Task description
Copy out each line below that has the word "this" in it.

:: Material

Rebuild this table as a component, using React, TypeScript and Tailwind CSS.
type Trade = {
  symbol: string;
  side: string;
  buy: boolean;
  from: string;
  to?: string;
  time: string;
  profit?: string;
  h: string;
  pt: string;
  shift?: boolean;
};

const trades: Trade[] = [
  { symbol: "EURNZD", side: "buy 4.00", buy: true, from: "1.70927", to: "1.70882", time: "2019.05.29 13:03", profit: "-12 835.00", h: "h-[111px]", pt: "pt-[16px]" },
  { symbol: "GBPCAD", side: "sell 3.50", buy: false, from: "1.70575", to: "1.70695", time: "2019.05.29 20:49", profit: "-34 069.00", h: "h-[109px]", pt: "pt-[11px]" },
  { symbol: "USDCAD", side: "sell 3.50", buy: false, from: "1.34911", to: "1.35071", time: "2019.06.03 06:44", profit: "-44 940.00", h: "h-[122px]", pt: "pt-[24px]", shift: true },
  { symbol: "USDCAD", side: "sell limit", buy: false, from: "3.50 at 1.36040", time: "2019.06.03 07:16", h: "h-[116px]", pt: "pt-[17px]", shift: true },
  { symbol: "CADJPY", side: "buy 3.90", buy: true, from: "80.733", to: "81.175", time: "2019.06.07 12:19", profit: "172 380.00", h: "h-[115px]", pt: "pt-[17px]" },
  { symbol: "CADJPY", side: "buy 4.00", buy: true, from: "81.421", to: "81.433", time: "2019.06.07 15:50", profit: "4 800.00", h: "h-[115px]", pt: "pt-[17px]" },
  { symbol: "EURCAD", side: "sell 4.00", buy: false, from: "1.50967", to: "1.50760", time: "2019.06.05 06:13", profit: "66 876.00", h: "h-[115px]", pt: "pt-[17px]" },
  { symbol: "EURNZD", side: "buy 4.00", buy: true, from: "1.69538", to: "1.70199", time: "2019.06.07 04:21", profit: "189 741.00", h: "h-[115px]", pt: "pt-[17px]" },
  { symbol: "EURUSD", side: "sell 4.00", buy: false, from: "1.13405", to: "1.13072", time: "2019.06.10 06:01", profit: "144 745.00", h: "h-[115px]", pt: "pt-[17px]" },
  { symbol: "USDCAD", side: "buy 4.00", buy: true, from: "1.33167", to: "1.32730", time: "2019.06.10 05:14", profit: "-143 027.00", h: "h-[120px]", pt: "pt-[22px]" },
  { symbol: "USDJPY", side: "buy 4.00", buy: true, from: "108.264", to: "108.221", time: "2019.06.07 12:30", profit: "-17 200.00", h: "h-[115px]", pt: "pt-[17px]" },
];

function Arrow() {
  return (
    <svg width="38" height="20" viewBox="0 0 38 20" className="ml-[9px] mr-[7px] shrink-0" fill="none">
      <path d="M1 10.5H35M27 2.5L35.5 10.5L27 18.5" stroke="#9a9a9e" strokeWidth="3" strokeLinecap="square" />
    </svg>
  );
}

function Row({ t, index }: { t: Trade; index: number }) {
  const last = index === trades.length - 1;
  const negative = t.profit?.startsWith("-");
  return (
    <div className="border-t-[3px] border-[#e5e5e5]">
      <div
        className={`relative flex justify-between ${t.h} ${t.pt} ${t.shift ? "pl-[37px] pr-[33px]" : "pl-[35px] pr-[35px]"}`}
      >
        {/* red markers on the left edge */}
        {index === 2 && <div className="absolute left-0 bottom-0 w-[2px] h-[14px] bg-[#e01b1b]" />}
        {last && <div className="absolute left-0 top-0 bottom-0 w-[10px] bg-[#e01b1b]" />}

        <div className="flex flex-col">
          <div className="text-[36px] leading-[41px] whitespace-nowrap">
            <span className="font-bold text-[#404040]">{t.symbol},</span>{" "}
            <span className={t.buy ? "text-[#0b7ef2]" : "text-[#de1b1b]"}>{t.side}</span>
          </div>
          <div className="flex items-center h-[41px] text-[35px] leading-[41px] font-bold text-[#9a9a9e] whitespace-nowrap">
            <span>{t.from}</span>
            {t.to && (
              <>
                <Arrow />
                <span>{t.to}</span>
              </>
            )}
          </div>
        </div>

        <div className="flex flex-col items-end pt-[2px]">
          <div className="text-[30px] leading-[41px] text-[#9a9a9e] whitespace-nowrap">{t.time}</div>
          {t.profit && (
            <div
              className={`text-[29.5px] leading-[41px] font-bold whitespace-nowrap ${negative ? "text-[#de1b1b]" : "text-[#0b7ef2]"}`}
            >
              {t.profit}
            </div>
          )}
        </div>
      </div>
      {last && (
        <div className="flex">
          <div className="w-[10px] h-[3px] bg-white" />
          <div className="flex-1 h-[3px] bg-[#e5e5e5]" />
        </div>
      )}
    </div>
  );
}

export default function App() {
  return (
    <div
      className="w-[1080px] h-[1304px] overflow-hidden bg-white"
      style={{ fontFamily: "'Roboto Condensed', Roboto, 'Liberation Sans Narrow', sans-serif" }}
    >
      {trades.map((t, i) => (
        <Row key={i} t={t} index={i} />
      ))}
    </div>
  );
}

::::
:: Material

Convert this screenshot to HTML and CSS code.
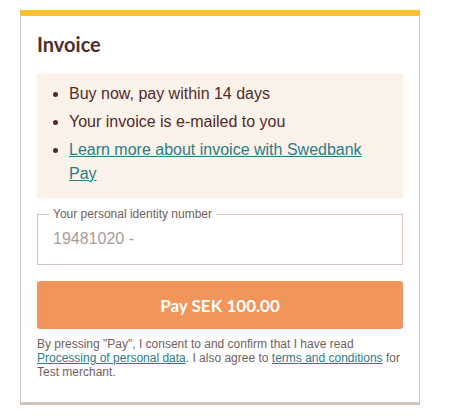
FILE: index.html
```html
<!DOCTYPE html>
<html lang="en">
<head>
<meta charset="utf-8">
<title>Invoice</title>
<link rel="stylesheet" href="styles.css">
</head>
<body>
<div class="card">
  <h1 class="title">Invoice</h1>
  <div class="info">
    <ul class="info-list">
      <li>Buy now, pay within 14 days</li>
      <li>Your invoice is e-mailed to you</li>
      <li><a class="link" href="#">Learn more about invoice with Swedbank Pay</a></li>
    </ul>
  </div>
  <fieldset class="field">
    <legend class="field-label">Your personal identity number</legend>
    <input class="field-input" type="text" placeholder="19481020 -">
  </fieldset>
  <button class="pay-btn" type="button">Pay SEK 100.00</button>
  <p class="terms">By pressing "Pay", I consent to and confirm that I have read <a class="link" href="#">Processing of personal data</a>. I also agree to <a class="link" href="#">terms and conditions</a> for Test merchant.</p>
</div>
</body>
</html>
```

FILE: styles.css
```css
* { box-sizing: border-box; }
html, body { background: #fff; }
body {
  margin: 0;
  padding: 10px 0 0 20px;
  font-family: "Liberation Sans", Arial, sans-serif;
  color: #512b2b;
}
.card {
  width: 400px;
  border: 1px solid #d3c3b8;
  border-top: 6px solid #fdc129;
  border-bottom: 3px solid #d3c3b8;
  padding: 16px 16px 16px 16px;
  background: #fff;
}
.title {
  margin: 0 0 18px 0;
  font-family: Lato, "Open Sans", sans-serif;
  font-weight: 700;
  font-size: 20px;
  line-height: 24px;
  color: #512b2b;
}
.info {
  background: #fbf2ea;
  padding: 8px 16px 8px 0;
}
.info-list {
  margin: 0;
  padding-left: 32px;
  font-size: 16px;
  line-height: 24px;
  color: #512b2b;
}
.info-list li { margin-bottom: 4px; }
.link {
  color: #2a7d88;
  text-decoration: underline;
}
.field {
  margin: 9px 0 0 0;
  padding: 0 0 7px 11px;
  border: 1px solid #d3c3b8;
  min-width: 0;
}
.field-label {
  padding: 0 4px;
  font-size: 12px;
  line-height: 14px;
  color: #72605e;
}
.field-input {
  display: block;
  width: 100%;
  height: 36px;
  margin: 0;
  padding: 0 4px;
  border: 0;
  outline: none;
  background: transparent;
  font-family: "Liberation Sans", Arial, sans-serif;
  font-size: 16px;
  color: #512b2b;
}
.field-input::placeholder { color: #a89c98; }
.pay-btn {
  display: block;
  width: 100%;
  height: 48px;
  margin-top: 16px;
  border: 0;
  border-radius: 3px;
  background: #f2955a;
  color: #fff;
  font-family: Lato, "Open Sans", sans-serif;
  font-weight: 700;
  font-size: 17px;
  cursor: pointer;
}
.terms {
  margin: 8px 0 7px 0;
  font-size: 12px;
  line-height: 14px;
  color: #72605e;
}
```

::::

Full response
Rebuild this table as a component, using React, TypeScript and Tailwind CSS.
Convert this screenshot to HTML and CSS code.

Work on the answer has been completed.